Waterfront lined with palm trees, Luanda.
The country is endowed with a variety of landscapes. It has a semi dessert Atlantic Littoral just next to its coastal plains. Its interior, away from the coastline, is largely rain forest and it is densely populated. To the south, there are several highlands.
Angola was a Portuguese colony. However, between 1950 and 1961, a movement of nationalists developed and a guerrilla war began. During that time, around 1956, Angolan first president Agostinho Neto wrote a poem while in prison where he described Angola as “red with coffee, white with cotton, green with maize” and “our land our mother”. After a fierce confrontation between the natives and the Portuguese, the colonial empire collapsed in 1974. In 1975, the Portuguese withdrew and Angola achieved its independence.
After independence, there was a civil war that broke out and lasted for 27 years till 2002, when a truce was signed following the death of Unita’s leader, Jonas Savimbi. The 27-year war left the country devastated.

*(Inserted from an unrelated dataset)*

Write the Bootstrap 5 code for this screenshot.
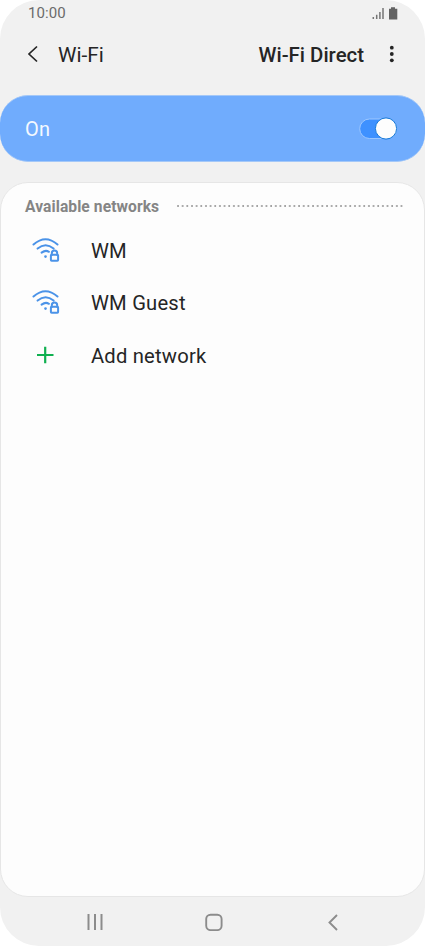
<!DOCTYPE html>
<html lang="en">
<head>
<meta charset="utf-8">
<meta name="viewport" content="width=device-width, initial-scale=1">
<title>Wi-Fi</title>
<link href="https://cdn.jsdelivr.net/npm/bootstrap@5.3.0/dist/css/bootstrap.min.css" rel="stylesheet">
<style>
body{background:#fff;font-family:Roboto,sans-serif;color:#252525}
svg{display:block;flex:none}
.phone{width:425px;height:946px;background:#f1f1f1;border-radius:39px;overflow:hidden}
.status{height:27px;padding:0 27px 0 28px;font-size:15px;line-height:27px;letter-spacing:.1px;color:#6b6b6b}
.topbar{height:68px;padding:0 29px 15px 27px;font-size:20.8px;line-height:30px}
.topbar span{padding-top:2px}
.topbar .caption-text{padding-left:19px}
.topbar .direct{font-weight:500;font-size:20.4px}
.power{height:67px;padding:0 27px 0 25px;background:#70acfd;border:1px solid #a4c8f8;border-width:1px 0;border-radius:28px;color:#f4f9ff;font-size:20px;letter-spacing:.2px}
.networks{height:715px;margin-top:20px;background:#fdfdfd;border:1px solid #e6e6e6;border-radius:28px}
.heading{height:41px;padding:5px 21px 0 24px;font-size:15.6px;font-weight:700;color:#858585;letter-spacing:.08px}
.heading span{padding-top:3px}
.dots{height:2px;margin:0 0 1px 18px;background:radial-gradient(circle at 1px 1px,#9a9a9a 0,#9a9a9a .6px,transparent 1.1px) 0 0/4.67px 2px repeat-x}
.network{height:52.3px;padding-left:31px;font-size:20.2px;letter-spacing:.2px}
.network span{padding-top:1px}
.network .add-label{padding-top:2px}
.network .mark-box{width:59px}
.navkeys{height:49px;padding:1px 87px 0 87px}
.navkeys .home{margin-right:4px}
</style>
</head>
<body>
<main class="phone d-flex flex-column">
  <div class="status d-flex justify-content-between align-items-center">
    <span>10:00</span>
    <svg width="26" height="14" viewBox="0 0 26 14"><path d="M1.3 10.5v2M4.7 8.2v4.3M7.9 5.5v7M11 1.5v11" transform="translate(0 -.5)" fill="none" stroke="#757575" stroke-width="1.5"/><path d="M17 1.7h2V.3h4v1.4h2.3v10.8H17z" fill="#636363"/></svg>
  </div>
  <header class="topbar d-flex align-items-center">
    <svg width="12" height="18" viewBox="0 0 12 18"><path d="M10 1.5 2 9l8 7.5" fill="none" stroke="#252525" stroke-width="1.7"/></svg>
    <span class="caption-text flex-grow-1">Wi-Fi</span>
    <span class="direct">Wi-Fi Direct</span>
    <svg class="ms-4" width="8" height="18" viewBox="0 0 8 18"><g fill="#252525"><circle cx="3.8" cy="2.7" r="1.9"/><circle cx="3.8" cy="9" r="1.9"/><circle cx="3.8" cy="15.3" r="1.9"/></g></svg>
  </header>
  <section class="power d-flex justify-content-between align-items-center">
    <span>On</span>
    <svg width="39" height="24" viewBox="0 0 39 24"><rect x=".7" y="2" width="37" height="19.5" rx="9.75" fill="#3e91ff" stroke="#9cc7ff"/><circle cx="27" cy="11.5" r="10.6" fill="#fdfdfd" stroke="#1779d8"/></svg>
  </section>
  <section class="networks">
    <div class="heading d-flex align-items-center"><span>Available networks</span><div class="dots flex-grow-1"></div></div>
    <div class="network d-flex align-items-center">
      <div class="mark-box"><svg width="28" height="26" viewBox="0 0 28 26"><g fill="none" stroke="#4b93e8" stroke-width="2" stroke-linecap="round"><path d="M1.5 7.5q12-10.6 24 0M5.6 11.6q8-6.6 16 0M9.6 15.6q4-3 7.3-.8"/><path d="M19.8 18v-1.8a2.7 2.7 0 0 1 5.4 0V18"/><rect x="18.9" y="17.8" width="7.2" height="6" rx=".7"/></g><circle cx="13.5" cy="19.6" r="1.3" fill="#4b93e8"/></svg></div><span>WM</span>
    </div>
    <div class="network d-flex align-items-center">
      <div class="mark-box"><svg width="28" height="26" viewBox="0 0 28 26"><g fill="none" stroke="#4b93e8" stroke-width="2" stroke-linecap="round"><path d="M1.5 7.5q12-10.6 24 0M5.6 11.6q8-6.6 16 0M9.6 15.6q4-3 7.3-.8"/><path d="M19.8 18v-1.8a2.7 2.7 0 0 1 5.4 0V18"/><rect x="18.9" y="17.8" width="7.2" height="6" rx=".7"/></g><circle cx="13.5" cy="19.6" r="1.3" fill="#4b93e8"/></svg></div><span>WM Guest</span>
    </div>
    <div class="network d-flex align-items-center">
      <div class="mark-box"><svg width="28" height="26" viewBox="0 0 28 26"><path d="M5 13h16.5M13.2 4.8v16.5" stroke="#10b050" stroke-width="2.2"/></svg></div><span class="add-label">Add network</span>
    </div>
  </section>
  <nav class="navkeys d-flex justify-content-between align-items-center">
    <svg width="16" height="18" viewBox="0 0 16 18"><path d="M1.5 1v16M8 1v16M14.5 1v16" stroke="#8c8c8c" stroke-width="2"/></svg>
    <svg class="home" width="18" height="18" viewBox="0 0 18 18"><rect x="1.2" y="1.7" width="15.4" height="15.4" rx="4.3" fill="none" stroke="#8c8c8c" stroke-width="1.9"/></svg>
    <svg width="10" height="18" viewBox="0 0 10 18"><path d="M9 2 1.5 9.5 9 17" fill="none" stroke="#8c8c8c" stroke-width="1.9"/></svg>
  </nav>
</main>
<script src="https://cdn.jsdelivr.net/npm/bootstrap@5.3.0/dist/js/bootstrap.bundle.min.js"></script>
</body>
</html>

Among the Portuguese-speaking African states, Angola is the largest and wealthiest. Its culture is greatly influenced by the Portuguese with its official language being Portuguese. Other major languages are Umbundu, Kimbundu, Chokwe, and Kikongo, which are largely Bantu cultures.
The majority of its population is Roman Catholic Christians.
However, the country is slowly pulling from the ashes to build a strong economy based on its large petroleum reserves and resources like precious gems and metals.
The staple food in Angola is rice, ‘funje’, and chicken ‘muamba’.
The most popular sport in Angola is football followed by basketball. In 2006, the national football team, which was founded in 1979 and called Girabola, qualified for the World Cup in Germany.
Today, the main provision of livelihood is subsistence agriculture and major government revenue is from oil exportation. The education system in Angola consists of four compulsory years of free primary education and eight years of secondary education beginning at seven and eleven years respectively.
It borders Namibia to the south and Zambia, to the southeast, DRC to the Northeast, and the Atlantic Ocean to the west.